Landry v. A-Able Bonding, Inc.

Decision Date15 February 1996
Docket NumberNo. 94-41329,A-A,A-ABLE,94-41329
Citation75 F.3d 200
PartiesBrian Anthony LANDRY, Plaintiff-Appellant, v.BONDING, INC., et al., Defendants,ble Bonding, Inc., et al., Defendants-Appellees.
CourtU.S. Court of Appeals — Fifth Circuit

Thomas E. Oxford, Shimon Kaplan, East Texas Legal Services, Inc., Beaumont, TX, for Appellant.

George Michael Jamail, Bernsen, Jamail, Hartley & Goodson, Beaumont, TX, for A-Able Bonding, Inc.

Jerry Watson, Tyler, TX, for International Fidelity Ins. Co.

Appeal from the United States District Court for the Eastern District of Texas.

Before HIGGINBOTHAM, EMILIO M. GARZA and BENAVIDES, Circuit Judges.

EMILIO M. GARZA, Circuit Judge:

Plaintiff Brian Anthony Landry appeals the district court's final judgment dismissing his civil rights claims, brought pursuant to 42 U.S.C. § 1983, and his state law claim for false imprisonment. We affirm in part, reverse in part, and remand to the district court with instructions.

I

The facts material to Landry's appeal are not in dispute. Landry was charged with felony theft in Lafayette, Louisiana. He entered a bail bond agreement with Defendants A-Able Bonding, Inc., et al. (collectively "A-Able"). In violation of the terms of the bail bond agreement, Landry left Louisiana without informing A-Able, and failed to appear on his court date. The Louisiana trial court issued an arrest warrant and entered judgment forfeiting the bond. Pursuant to Louisiana law, A-Able was given six months to surrender Landry to the court in order to avoid liability for the bond. After receiving information concerning Landry's whereabouts, Gerold Burrow, owner of A-Able Bonding, Inc., drove with two employees to the home of Norman Boudreaux in Port Arthur, Texas.
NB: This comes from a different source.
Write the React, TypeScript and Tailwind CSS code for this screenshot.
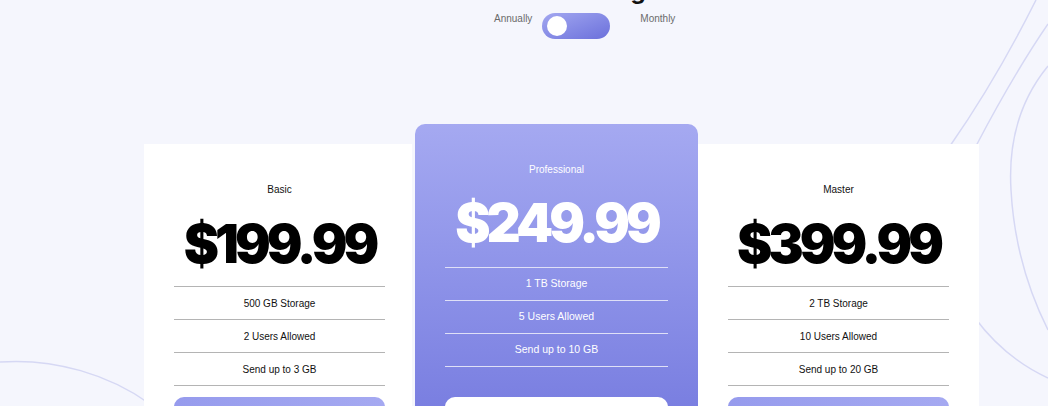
import React from "react";

type Plan = {
  name: string;
  price: string;
  features: string[];
  featured?: boolean;
};

const plans: Plan[] = [
  { name: "Basic", price: "$199.99", features: ["500 GB Storage", "2 Users Allowed", "Send up to 3 GB"] },
  { name: "Professional", price: "$249.99", features: ["1 TB Storage", "5 Users Allowed", "Send up to 10 GB"], featured: true },
  { name: "Master", price: "$399.99", features: ["2 TB Storage", "10 Users Allowed", "Send up to 20 GB"] },
];

const sans = { fontFamily: '"Liberation Sans", Arial, sans-serif' };
const display = { fontFamily: 'Inter, "Noto Sans", sans-serif' };

const Backdrop = () => (
  <svg className="absolute inset-0 pointer-events-none" width="1048" height="406" viewBox="0 0 1048 406" fill="none">
    <g stroke="#d6d8f4" strokeWidth="1.5">
      <path d="M1036 0 C1012 48 982 100 950 146 C930 175 915 200 905 220" />
      <path d="M1048 24 C1022 62 998 104 976 146 C965 168 955 190 948 205" />
      <path d="M1048 66 C1020 100 1008 140 1011 190 C1014 245 1028 290 1048 330" />
      <path d="M975 318 C995 345 1020 365 1048 378" />
      <path d="M0 362 C55 358 110 375 150 404" />
    </g>
  </svg>
);

const PlanCard = ({ plan }: { plan: Plan }) => {
  const f = plan.featured;
  return (
    <div
      className={
        f
          ? "w-[283px] px-[30px] pt-[40px] pb-[40px] rounded-[10px] bg-linear-to-b from-[#a5a9f1] to-[#6f73dc] text-white"
          : plan.name === "Basic"
          ? "w-[268px] pl-[30px] pr-[27px] pt-[40px] pb-[30px] mt-[20px] bg-white text-[#111]"
          : "w-[281px] px-[30px] pt-[40px] pb-[30px] mt-[20px] bg-white text-[#111]"
      }
    >
      <div className="text-center text-[10px] leading-[12px]" style={sans}>
        {plan.name}
      </div>
      <div
        className={
          f
            ? "mt-[21px] mb-[17px] text-center text-[53px] leading-none font-black tracking-[-4px]"
            : "mt-[22px] mb-[15px] text-center text-[53px] leading-none font-black tracking-[-4px] text-black"
        }
        style={display}
      >
        {plan.price}
      </div>
      <div>
        {plan.features.map((feat, i) => (
          <div
            key={i}
            className={
              (f ? "border-[#dfe0f7] text-[10.5px]" : "border-[#b4b4b4] text-[10px]") +
              " h-[33px] border-t flex items-center justify-center" +
              (i === plan.features.length - 1 ? " border-b h-[34px]" : "")
            }
            style={sans}
          >
            {feat}
          </div>
        ))}
      </div>
      <button
        className={
          f
            ? "mt-[30px] w-full h-[40px] rounded-[10px] bg-white"
            : "mt-[11px] w-full h-[40px] rounded-[10px] bg-linear-to-r from-[#969bed] to-[#a5a9f1]"
        }
      />
    </div>
  );
};

export default function App() {
  return (
    <div className="relative w-[1048px] h-[406px] overflow-hidden bg-[#f5f6fd]">
      <Backdrop />
      <div className="relative">
        <h2
          className="-mt-[21px] pl-[514px] text-[24px] leading-none font-bold text-[#111]"
          style={display}
        >
          Our Pricing
        </h2>
        <div className="mt-[10px] pl-[494px] flex items-start text-[10px] leading-[12px] text-[#6b6b6b]" style={sans}>
          <span>Annually</span>
          <div className="ml-[10px] mr-[30px] w-[68px] h-[26px] rounded-full bg-linear-to-br from-[#a3a7f0] to-[#6c70db] flex items-center">
            <div className="ml-[5px] w-5 h-5 rounded-full bg-white" />
          </div>
          <span>Monthly</span>
        </div>
        <div className="mt-[85px] pl-[144px] flex items-start">
          <PlanCard plan={plans[0]} />
          <div className="ml-[3px]">
            <PlanCard plan={plans[1]} />
          </div>
          <PlanCard plan={plans[2]} />
        </div>
      </div>
    </div>
  );
}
When Landry appeared at the door, Burrow seized Landry, handcuffed him, and took him to the car. Burrow then drove back to Lafayette, Louisiana, where he surrendered Landry to the sheriff at the Lafayette Parish Jail. Landry filed suit against A-Able in federal district court, asserting § 1983 claims for deprivation of liberty and property without due process of law, and state law claims for false imprisonment and conversion. 1 After trial by consent of the parties before a magistrate judge, the district court entered judgment for A-Able. Landry filed a motion to alter or amend the judgment, which was denied. Landry then filed a timely notice of appeal.

II
A

Landry first argues that the district court erred in dismissing his § 1983 civil rights claim. In order to recover under § 1983, a plaintiff must prove (1) that he was deprived of a federally protected right, and (2) that the deprivation occurred under color of state law. Flagg Bros., Inc. v. Brooks, 436 U.S. 149, 155, 98 S.Ct. 1729, 1733, 56 L.Ed.2d 185 (1978). In order to prove the deprivation of a right protected by the Due Process Clause of the Fourteenth Amendment, a plaintiff must prove state action. Doe v. Rains County Indep. Sch. Dist., 66 F.3d 1402, 1406 (5th Cir.1995). In § 1983 actions alleging the deprivation of due process rights, the Fourteenth Amendment's "state action" requirement and § 1983's "under color of state law" requirement collapse into a single inquiry. Id. The district court's opinion concluded that Landry failed to prove that any defendant acted under color of state law. We review the district court's findings of fact for clear error. FED.R.CIV.P. 52(a). We review the district court's conclusions of law de novo. Chandler v. City of Dallas, 958 F.2d 85, 89 (5th Cir.1992).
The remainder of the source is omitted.